Wylie Dufresne is the chef and owner of wd~50 restaurant in Manhattan. Dufresne is a leading American proponent of molecular gastronomy, the movement to incorporate science and new techniques in the preparation and presentation of food.
Early life
Born in 1970 in Providence, Rhode Island, U.S., Dufresne is a graduate of The French Culinary Institute (now known as The International Culinary Center) in New York. In 1992, Wylie completed a B.A. in philosophy at Colby College in Waterville, Maine.
Career
From 1994 through 1999, he worked for Jean-Georges Vongerichten, where he was eventually named sous chef at Vongerichten's eponymous Jean Georges. In 1998 he was chef de cuisine at Vongerichten's Prime in The Bellagio, Las Vegas. In 1999, he left to become the first chef at 71 Clinton Fresh Food. In April 2003, he opened his 70-seat restaurant, wd~50 (named for the chef's initials and the street address, as well as a pun on WD-40) on Clinton Street on Manhattan's Lower East Side. In March, 2013, he opened a second restaurant "Alder" in the East Village.
Dufresne was a James Beard Foundation nominee for Rising Star Chef of the Year in 2000 and chosen the same year by New York Magazine for their New York Awards. Food & Wine magazine named him one of 2001 America's Ten Best Chefs award and, in 2006, New York Magazine's Adam Platt placed wd-50 fourth in his list of New York's 101 best restaurants. He was awarded a star in Michelin's New York City Guide, 2006, 2007, 2008, the first Red Guide for North America, and was nominated for Best Chef New York by the James Beard Foundation. WD-50 has also been recognized as one of the Top 10 Molecular Gastronomy Restaurants in the U.S. by GAYOT.com.
Among his signature preparations are Pickled Beef Tongue with Fried Mayonnaise and Carrot-Coconut Sunnyside-Up.

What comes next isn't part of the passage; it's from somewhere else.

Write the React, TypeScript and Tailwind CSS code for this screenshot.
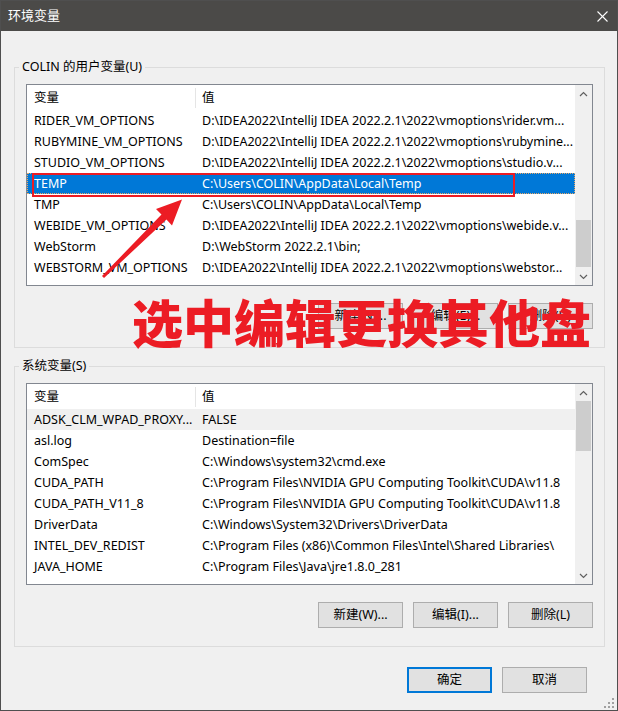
import type { ReactNode } from "react";

type Row = [string, string];

const userRows: Row[] = [
  ["RIDER_VM_OPTIONS", "D:\\IDEA2022\\IntelliJ IDEA 2022.2.1\\2022\\vmoptions\\rider.vm..."],
  ["RUBYMINE_VM_OPTIONS", "D:\\IDEA2022\\IntelliJ IDEA 2022.2.1\\2022\\vmoptions\\rubymine..."],
  ["STUDIO_VM_OPTIONS", "D:\\IDEA2022\\IntelliJ IDEA 2022.2.1\\2022\\vmoptions\\studio.v..."],
  ["TEMP", "C:\\Users\\COLIN\\AppData\\Local\\Temp"],
  ["TMP", "C:\\Users\\COLIN\\AppData\\Local\\Temp"],
  ["WEBIDE_VM_OPTIONS", "D:\\IDEA2022\\IntelliJ IDEA 2022.2.1\\2022\\vmoptions\\webide.v..."],
  ["WebStorm", "D:\\WebStorm 2022.2.1\\bin;"],
  ["WEBSTORM_VM_OPTIONS", "D:\\IDEA2022\\IntelliJ IDEA 2022.2.1\\2022\\vmoptions\\webstor..."],
];

const systemRows: Row[] = [
  ["ADSK_CLM_WPAD_PROXY...", "FALSE"],
  ["asl.log", "Destination=file"],
  ["ComSpec", "C:\\Windows\\system32\\cmd.exe"],
  ["CUDA_PATH", "C:\\Program Files\\NVIDIA GPU Computing Toolkit\\CUDA\\v11.8"],
  ["CUDA_PATH_V11_8", "C:\\Program Files\\NVIDIA GPU Computing Toolkit\\CUDA\\v11.8"],
  ["DriverData", "C:\\Windows\\System32\\Drivers\\DriverData"],
  ["INTEL_DEV_REDIST", "C:\\Program Files (x86)\\Common Files\\Intel\\Shared Libraries\\"],
  ["JAVA_HOME", "C:\\Program Files\\Java\\jre1.8.0_281"],
];

function Chevron({ up }: { up?: boolean }) {
  return (
    <svg width="9" height="6" viewBox="0 0 9 6" fill="none" stroke="#606060" strokeWidth="1.2">
      {up ? <polyline points="1,5 4.5,1.5 8,5" /> : <polyline points="1,1 4.5,4.5 8,1" />}
    </svg>
  );
}

function Scrollbar({ thumbClass }: { thumbClass: string }) {
  return (
    <div className="w-[17px] shrink-0 flex flex-col bg-[#f0f0f0]">
      <div className="h-[17px] flex items-center justify-center">
        <Chevron up />
      </div>
      <div className="flex-1 flex flex-col items-center">
        <div className={`w-[15px] bg-[#cdcdcd] ${thumbClass}`} />
      </div>
      <div className="h-[17px] flex items-center justify-center">
        <Chevron />
      </div>
    </div>
  );
}

function ListBox({
  rows,
  thumbClass,
  selected,
  inactive,
  children,
}: {
  rows: Row[];
  thumbClass: string;
  selected?: number;
  inactive?: number;
  children?: ReactNode;
}) {
  return (
    <div className="relative w-[567px] h-[202px] border border-[#828790] bg-white flex text-[12.5px]">
      <div className="flex-1 min-w-0 overflow-hidden">
        <div className="h-[25px] flex items-center pt-px">
          <div className="w-[168px] shrink-0 pl-[7px]">变量</div>
          <div className="w-px h-[20px] shrink-0 bg-[#e5e5e5]" />
          <div className="pl-[6px]">值</div>
        </div>
        {rows.map(([name, value], i) => {
          let rowCls = "text-black";
          if (i === selected) rowCls = "bg-[#0078d7] text-white outline outline-1 outline-dotted outline-offset-[-1px] outline-[#e8a868]";
          else if (i === inactive) rowCls = "bg-[#f0f0f0] text-black";
          return (
            <div key={name} className={`h-[21px] pt-px flex items-center whitespace-nowrap ${rowCls}`}>
              <div className="w-[168px] shrink-0 pl-[7px] overflow-hidden">{name}</div>
              <div className="flex-1 min-w-0 pl-[7px] overflow-hidden">{value}</div>
            </div>
          );
        })}
      </div>
      <Scrollbar thumbClass={thumbClass} />
      {children}
    </div>
  );
}

function Btn({ label, primary }: { label: string; primary?: boolean }) {
  return (
    <button
      className={`w-[85px] h-[26px] bg-[#e1e1e1] text-black text-[12.5px] ${
        primary ? "border-2 border-[#0078d7]" : "border border-[#adadad]"
      }`}
    >
      {label}
    </button>
  );
}

function Group({ title, children }: { title: string; children: ReactNode }) {
  return (
    <div className="relative w-[591px] border border-[#dcdcdc] pt-[16px] pl-[11px] pb-[18px]">
      <span className="absolute left-[4px] top-[-10px] px-[3px] leading-[18px] bg-[#f0f0f0]">{title}</span>
      {children}
    </div>
  );
}

export default function App() {
  return (
    <div
      className="relative w-[618px] h-[711px] bg-[#f0f0f0] border border-[#4f4f4f] flex flex-col overflow-hidden text-[12.5px] text-black"
      style={{ fontFamily: '"Noto Sans", "Noto Sans CJK SC", sans-serif' }}
    >
      {/* Title bar */}
      <div className="h-[30px] bg-[#4b4a48] flex items-center justify-between pl-[7px] pr-[9px] text-white">
        <span className="text-[13px]">环境变量</span>
        <svg width="11" height="11" viewBox="0 0 11 11" stroke="#ffffff" strokeWidth="1.1">
          <line x1="0.5" y1="0.5" x2="10.5" y2="10.5" />
          <line x1="10.5" y1="0.5" x2="0.5" y2="10.5" />
        </svg>
      </div>

      <div className="pl-[13px] flex flex-col">
        {/* User variables */}
        <div className="mt-[36px]">
          <Group title="COLIN 的用户变量(U)">
            <ListBox rows={userRows} thumbClass="mt-[118px] h-[47px]" selected={3}>
              <div className="absolute left-[5px] top-[88px] w-[483px] h-[24px] border-2 border-[#ec1c24]" />
            </ListBox>
            <div className="mt-[17px] w-[567px] flex justify-end gap-[10px]">
              <Btn label="新建(N)..." />
              <Btn label="编辑(E)..." />
              <Btn label="删除(D)" />
            </div>
          </Group>
        </div>

        {/* System variables */}
        <div className="mt-[18px]">
          <Group title="系统变量(S)">
            <ListBox rows={systemRows} thumbClass="h-[50px]" inactive={0} />
            <div className="mt-[17px] w-[567px] flex justify-end gap-[10px]">
              <Btn label="新建(W)..." />
              <Btn label="编辑(I)..." />
              <Btn label="删除(L)" />
            </div>
          </Group>
        </div>
      </div>

      {/* Dialog buttons */}
      <div className="mt-[20px] pr-[30px] flex justify-end gap-[10px]">
        <Btn label="确定" primary />
        <Btn label="取消" />
      </div>

      {/* Annotation overlay */}
      <div
        className="absolute left-[131px] top-[295px] text-[51px] leading-[51px] font-black text-[#ec1c24] whitespace-nowrap"
        style={{ fontFamily: '"Noto Sans CJK SC", sans-serif' }}
      >
        选中编辑更换其他盘
      </div>
      <svg className="absolute left-0 top-0 pointer-events-none" width="618" height="711">
        <polygon
          fill="#ec1c24"
          points="101,275 160.5,213.5 155,208 181,198.5 171,224.5 165.5,218.5 103,277"
        />
      </svg>

      {/* Resize grip */}
      <svg className="absolute right-[3px] bottom-[2px]" width="10" height="10" viewBox="0 0 10 10" fill="#a0a0a0">
        <rect x="8" y="0" width="2" height="2" />
        <rect x="4" y="4" width="2" height="2" />
        <rect x="8" y="4" width="2" height="2" />
        <rect x="0" y="8" width="2" height="2" />
        <rect x="4" y="8" width="2" height="2" />
        <rect x="8" y="8" width="2" height="2" />
      </svg>
    </div>
  );
}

In 2006, Dufresne lost to Mario Batali on Iron Chef America. In 2007, he appeared as a judge in the final episode of Bravo's Top Chef, season 2, in 2008 as a judge in Top Chef, season 4, in 2009 as a judge in Top Chef, season 5, and in 2010 as a judge in Top Chef, season 7. He was invited to participate in Top Chef Masters in 2009 where he placed third out of four in the preliminary rounds. Dufresne also appeared in the final of the United Kingdom version of Masterchef, teaching the eventual winner.
He appeared as himself in the 5th Episode of HBO's Treme alongside Tom Colicchio, Eric Ripert and David Chang.
In 2013, Dufresne won the James Beard Foundation's Best NYC Chef. This was his 10th nomination and first win.